Word for word, print each line of the listing below; pictures stay out.
# Start of Supplied information
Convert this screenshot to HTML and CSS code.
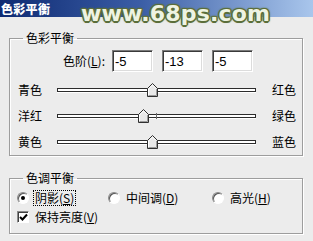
FILE: index.html
```html
<!DOCTYPE html>
<html>
<head>
  <meta charset="utf-8">
  <title>色彩平衡</title>
  <link rel="stylesheet" href="styles.css">
</head>
<body>
  <div class="window">
    <div class="titlebar">色彩平衡</div>
    <span class="watermark">www.68ps.com</span>

    <fieldset class="group balance">
      <legend>色彩平衡</legend>
      <div class="levels">
        <label class="levels-label">色阶(<u>L</u>):</label>
        <input class="field" type="text" value="-5">
        <input class="field" type="text" value="-13">
        <input class="field" type="text" value="-5">
      </div>
      <div class="slider-row">
        <span class="side left">青色</span>
        <div class="track">
          <span class="tick"></span>
          <svg class="thumb" style="left: 89px" width="11" height="14" viewBox="0 0 11 14">
            <polygon points="0.5,5.5 5.5,0.5 10.5,5.5 10.5,13.5 0.5,13.5" fill="#e9e9e9" stroke="#303030"/>
            <polyline points="1.5,12.5 1.5,6 5.5,2 9,5.5" fill="none" stroke="#fff"/>
            <polyline points="9.5,6 9.5,12.5 1.5,12.5" fill="none" stroke="#9a9a9a"/>
          </svg>
        </div>
        <span class="side right">红色</span>
      </div>
      <div class="slider-row">
        <span class="side left">洋红</span>
        <div class="track">
          <span class="tick"></span>
          <svg class="thumb" style="left: 80px" width="11" height="14" viewBox="0 0 11 14">
            <polygon points="0.5,5.5 5.5,0.5 10.5,5.5 10.5,13.5 0.5,13.5" fill="#e9e9e9" stroke="#303030"/>
            <polyline points="1.5,12.5 1.5,6 5.5,2 9,5.5" fill="none" stroke="#fff"/>
            <polyline points="9.5,6 9.5,12.5 1.5,12.5" fill="none" stroke="#9a9a9a"/>
          </svg>
        </div>
        <span class="side right">绿色</span>
      </div>
      <div class="slider-row">
        <span class="side left">黄色</span>
        <div class="track">
          <span class="tick"></span>
          <svg class="thumb" style="left: 89px" width="11" height="14" viewBox="0 0 11 14">
            <polygon points="0.5,5.5 5.5,0.5 10.5,5.5 10.5,13.5 0.5,13.5" fill="#e9e9e9" stroke="#303030"/>
            <polyline points="1.5,12.5 1.5,6 5.5,2 9,5.5" fill="none" stroke="#fff"/>
            <polyline points="9.5,6 9.5,12.5 1.5,12.5" fill="none" stroke="#9a9a9a"/>
          </svg>
        </div>
        <span class="side right">蓝色</span>
      </div>
    </fieldset>

    <fieldset class="group tone">
      <legend>色调平衡</legend>
      <div class="radio-row">
        <label class="option first">
          <span class="radio checked"></span>
          <span class="focus">阴影(<u>S</u>)</span>
        </label>
        <label class="option second">
          <span class="radio"></span>
          <span>中间调(<u>D</u>)</span>
        </label>
        <label class="option">
          <span class="radio"></span>
          <span>高光(<u>H</u>)</span>
        </label>
      </div>
      <div class="check-row">
        <label class="option">
          <span class="checkbox">
            <svg width="9" height="9" viewBox="0 0 9 9">
              <polyline points="1,4 3.5,6.5 8,1.5" fill="none" stroke="#000" stroke-width="2"/>
            </svg>
          </span>
          <span>保持亮度(<u>V</u>)</span>
        </label>
      </div>
    </fieldset>
  </div>
</body>
</html>
```

FILE: styles.css
```css
body, html {
  margin: 0;
  padding: 0;
  width: 313px;
  height: 241px;
  overflow: hidden;
  background: #ececec;
  color: #000;
  font-family: "Noto Sans CJK SC", "Noto Sans", sans-serif;
  font-size: 12px;
  line-height: 14px;
}
.window {
  position: relative;
  width: 313px;
  height: 241px;
}
/* title bar of the dialog */
.titlebar {
  height: 17px;
  box-sizing: border-box;
  padding: 2px 0 0 1px;
  background: linear-gradient(to right, #0e2a72, #3b5ea6 45%, #a9c6ec);
  color: #fff;
  font-weight: 900;
  font-size: 12px;
  line-height: 13px;
  letter-spacing: 0.3px;
}
/* site watermark sits over the title bar */
.watermark {
  position: absolute;
  left: 81px;
  top: 1px;
  font-family: "DejaVu Sans", sans-serif;
  font-weight: bold;
  font-size: 22px;
  line-height: 26px;
  letter-spacing: 0.2px;
  color: #eef3e2;
  text-shadow:
    1.5px 0 0 #5b6e3a, -1.5px 0 0 #5b6e3a,
    0 1.5px 0 #5b6e3a, 0 -1.5px 0 #5b6e3a,
    1px 1px 1px #5b6e3a, -1px -1px 1px #5b6e3a,
    1px -1px 1px #5b6e3a, -1px 1px 1px #5b6e3a,
    0 0 3px #6d8048;
}

/* etched group boxes */
.group {
  margin: 14px 10px 0 9px;
  padding: 0;
  border: 1px solid #9d9d9d;
  box-shadow: 1px 1px 0 #fff, inset 1px 1px 0 #fff;
  min-width: 0;
}
.group legend {
  margin-left: 13px;
  padding: 0 3px;
  font-size: 12px;
  line-height: 14px;
}
.tone {
  margin-top: 15px;
  padding: 3px 0 7px;
}

/* levels row */
.levels {
  display: flex;
  align-items: center;
  height: 22px;
  margin-top: 5px;
  margin-bottom: 5px;
}
.levels-label {
  width: 102px;
  box-sizing: border-box;
  padding-right: 7px;
  text-align: right;
}
.field {
  width: 41px;
  height: 22px;
  box-sizing: border-box;
  margin: 0 9px 0 0;
  padding: 1px 2px 0;
  border: 1px solid;
  border-color: #7a7a7a #fff #fff #7a7a7a;
  box-shadow: inset 1px 1px 0 #3a3a3a, inset -1px -1px 0 #dcdcdc;
  background: #fff;
  font-family: "Liberation Sans", sans-serif;
  font-size: 13px;
  color: #000;
  outline: none;
}

/* colour sliders */
.slider-row {
  display: flex;
  align-items: center;
  height: 26px;
  padding-left: 8px;
}
.side.left {
  width: 39px;
}
.side.right {
  margin-left: 16px;
}
.track {
  position: relative;
  width: 197px;
  height: 2px;
  border: 1px solid #2c2c2c;
  background: #fff;
  box-shadow: 0 1px 0 #fff;
}
.tick {
  position: absolute;
  left: 98px;
  top: -2px;
  width: 1px;
  height: 6px;
  background: #6a6a6a;
}
.thumb {
  position: absolute;
  top: -6px;
  display: block;
}

/* tone balance options */
.radio-row, .check-row {
  display: flex;
  align-items: center;
  height: 19px;
  padding-left: 7px;
}
.option {
  display: flex;
  align-items: center;
}
.option.first {
  width: 91px;
}
.option.second {
  width: 104px;
}
.radio {
  position: relative;
  width: 12px;
  height: 12px;
  box-sizing: border-box;
  margin-right: 6px;
  border: 1px solid;
  border-color: #8a8a8a #fff #fff #8a8a8a;
  border-radius: 50%;
  background: #fff;
  box-shadow: inset 1px 1px 0 #555;
}
.radio.checked::after {
  content: "";
  position: absolute;
  left: 3px;
  top: 3px;
  width: 4px;
  height: 4px;
  border-radius: 50%;
  background: #000;
}
.focus {
  outline: 1px dotted #000;
  outline-offset: 0;
  padding: 0 1px;
  margin-left: -1px;
}
.checkbox {
  display: flex;
  align-items: center;
  justify-content: center;
  width: 12px;
  height: 12px;
  box-sizing: border-box;
  margin-right: 6px;
  border: 1px solid;
  border-color: #8a8a8a #fff #fff #8a8a8a;
  background: #fff;
  box-shadow: inset 1px 1px 0 #404040;
}
.checkbox svg {
  display: block;
  margin: 1px 0 0 1px;
}
```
# End of Supplied information
The response -
Convert this screenshot to HTML and CSS code.
FILE: index.html
```html
<!DOCTYPE html>
<html>
<head>
  <meta charset="utf-8">
  <title>色彩平衡</title>
  <link rel="stylesheet" href="styles.css">
</head>
<body>
  <div class="window">
    <div class="titlebar">色彩平衡</div>
    <span class="watermark">www.68ps.com</span>

    <fieldset class="group balance">
      <legend>色彩平衡</legend>
      <div class="levels">
        <label class="levels-label">色阶(<u>L</u>):</label>
        <input class="field" type="text" value="-5">
        <input class="field" type="text" value="-13">
        <input class="field" type="text" value="-5">
      </div>
      <div class="slider-row">
        <span class="side left">青色</span>
        <div class="track">
          <span class="tick"></span>
          <svg class="thumb" style="left: 89px" width="11" height="14" viewBox="0 0 11 14">
            <polygon points="0.5,5.5 5.5,0.5 10.5,5.5 10.5,13.5 0.5,13.5" fill="#e9e9e9" stroke="#303030"/>
            <polyline points="1.5,12.5 1.5,6 5.5,2 9,5.5" fill="none" stroke="#fff"/>
            <polyline points="9.5,6 9.5,12.5 1.5,12.5" fill="none" stroke="#9a9a9a"/>
          </svg>
        </div>
        <span class="side right">红色</span>
      </div>
      <div class="slider-row">
        <span class="side left">洋红</span>
        <div class="track">
          <span class="tick"></span>
          <svg class="thumb" style="left: 80px" width="11" height="14" viewBox="0 0 11 14">
            <polygon points="0.5,5.5 5.5,0.5 10.5,5.5 10.5,13.5 0.5,13.5" fill="#e9e9e9" stroke="#303030"/>
            <polyline points="1.5,12.5 1.5,6 5.5,2 9,5.5" fill="none" stroke="#fff"/>
            <polyline points="9.5,6 9.5,12.5 1.5,12.5" fill="none" stroke="#9a9a9a"/>
          </svg>
        </div>
        <span class="side right">绿色</span>
      </div>
      <div class="slider-row">
        <span class="side left">黄色</span>
        <div class="track">
          <span class="tick"></span>
          <svg class="thumb" style="left: 89px" width="11" height="14" viewBox="0 0 11 14">
            <polygon points="0.5,5.5 5.5,0.5 10.5,5.5 10.5,13.5 0.5,13.5" fill="#e9e9e9" stroke="#303030"/>
            <polyline points="1.5,12.5 1.5,6 5.5,2 9,5.5" fill="none" stroke="#fff"/>
            <polyline points="9.5,6 9.5,12.5 1.5,12.5" fill="none" stroke="#9a9a9a"/>
          </svg>
        </div>
        <span class="side right">蓝色</span>
      </div>
    </fieldset>

    <fieldset class="group tone">
      <legend>色调平衡</legend>
      <div class="radio-row">
        <label class="option first">
          <span class="radio checked"></span>
          <span class="focus">阴影(<u>S</u>)</span>
        </label>
        <label class="option second">
          <span class="radio"></span>
          <span>中间调(<u>D</u>)</span>
        </label>
        <label class="option">
          <span class="radio"></span>
          <span>高光(<u>H</u>)</span>
        </label>
      </div>
      <div class="check-row">
        <label class="option">
          <span class="checkbox">
            <svg width="9" height="9" viewBox="0 0 9 9">
              <polyline points="1,4 3.5,6.5 8,1.5" fill="none" stroke="#000" stroke-width="2"/>
            </svg>
          </span>
          <span>保持亮度(<u>V</u>)</span>
        </label>
      </div>
    </fieldset>
  </div>
</body>
</html>
```

FILE: styles.css
```css
body, html {
  margin: 0;
  padding: 0;
  width: 313px;
  height: 241px;
  overflow: hidden;
  background: #ececec;
  color: #000;
  font-family: "Noto Sans CJK SC", "Noto Sans", sans-serif;
  font-size: 12px;
  line-height: 14px;
}
.window {
  position: relative;
  width: 313px;
  height: 241px;
}
/* title bar of the dialog */
.titlebar {
  height: 17px;
  box-sizing: border-box;
  padding: 2px 0 0 1px;
  background: linear-gradient(to right, #0e2a72, #3b5ea6 45%, #a9c6ec);
  color: #fff;
  font-weight: 900;
  font-size: 12px;
  line-height: 13px;
  letter-spacing: 0.3px;
}
/* site watermark sits over the title bar */
.watermark {
  position: absolute;
  left: 81px;
  top: 1px;
  font-family: "DejaVu Sans", sans-serif;
  font-weight: bold;
  font-size: 22px;
  line-height: 26px;
  letter-spacing: 0.2px;
  color: #eef3e2;
  text-shadow:
    1.5px 0 0 #5b6e3a, -1.5px 0 0 #5b6e3a,
    0 1.5px 0 #5b6e3a, 0 -1.5px 0 #5b6e3a,
    1px 1px 1px #5b6e3a, -1px -1px 1px #5b6e3a,
    1px -1px 1px #5b6e3a, -1px 1px 1px #5b6e3a,
    0 0 3px #6d8048;
}

/* etched group boxes */
.group {
  margin: 14px 10px 0 9px;
  padding: 0;
  border: 1px solid #9d9d9d;
  box-shadow: 1px 1px 0 #fff, inset 1px 1px 0 #fff;
  min-width: 0;
}
.group legend {
  margin-left: 13px;
  padding: 0 3px;
  font-size: 12px;
  line-height: 14px;
}
.tone {
  margin-top: 15px;
  padding: 3px 0 7px;
}

/* levels row */
.levels {
  display: flex;
  align-items: center;
  height: 22px;
  margin-top: 5px;
  margin-bottom: 5px;
}
.levels-label {
  width: 102px;
  box-sizing: border-box;
  padding-right: 7px;
  text-align: right;
}
.field {
  width: 41px;
  height: 22px;
  box-sizing: border-box;
  margin: 0 9px 0 0;
  padding: 1px 2px 0;
  border: 1px solid;
  border-color: #7a7a7a #fff #fff #7a7a7a;
  box-shadow: inset 1px 1px 0 #3a3a3a, inset -1px -1px 0 #dcdcdc;
  background: #fff;
  font-family: "Liberation Sans", sans-serif;
  font-size: 13px;
  color: #000;
  outline: none;
}

/* colour sliders */
.slider-row {
  display: flex;
  align-items: center;
  height: 26px;
  padding-left: 8px;
}
.side.left {
  width: 39px;
}
.side.right {
  margin-left: 16px;
}
.track {
  position: relative;
  width: 197px;
  height: 2px;
  border: 1px solid #2c2c2c;
  background: #fff;
  box-shadow: 0 1px 0 #fff;
}
.tick {
  position: absolute;
  left: 98px;
  top: -2px;
  width: 1px;
  height: 6px;
  background: #6a6a6a;
}
.thumb {
  position: absolute;
  top: -6px;
  display: block;
}

/* tone balance options */
.radio-row, .check-row {
  display: flex;
  align-items: center;
  height: 19px;
  padding-left: 7px;
}
.option {
  display: flex;
  align-items: center;
}
.option.first {
  width: 91px;
}
.option.second {
  width: 104px;
}
.radio {
  position: relative;
  width: 12px;
  height: 12px;
  box-sizing: border-box;
  margin-right: 6px;
  border: 1px solid;
  border-color: #8a8a8a #fff #fff #8a8a8a;
  border-radius: 50%;
  background: #fff;
  box-shadow: inset 1px 1px 0 #555;
}
.radio.checked::after {
  content: "";
  position: absolute;
  left: 3px;
  top: 3px;
  width: 4px;
  height: 4px;
  border-radius: 50%;
  background: #000;
}
.focus {
  outline: 1px dotted #000;
  outline-offset: 0;
  padding: 0 1px;
  margin-left: -1px;
}
.checkbox {
  display: flex;
  align-items: center;
  justify-content: center;
  width: 12px;
  height: 12px;
  box-sizing: border-box;
  margin-right: 6px;
  border: 1px solid;
  border-color: #8a8a8a #fff #fff #8a8a8a;
  background: #fff;
  box-shadow: inset 1px 1px 0 #404040;
}
.checkbox svg {
  display: block;
  margin: 1px 0 0 1px;
}
```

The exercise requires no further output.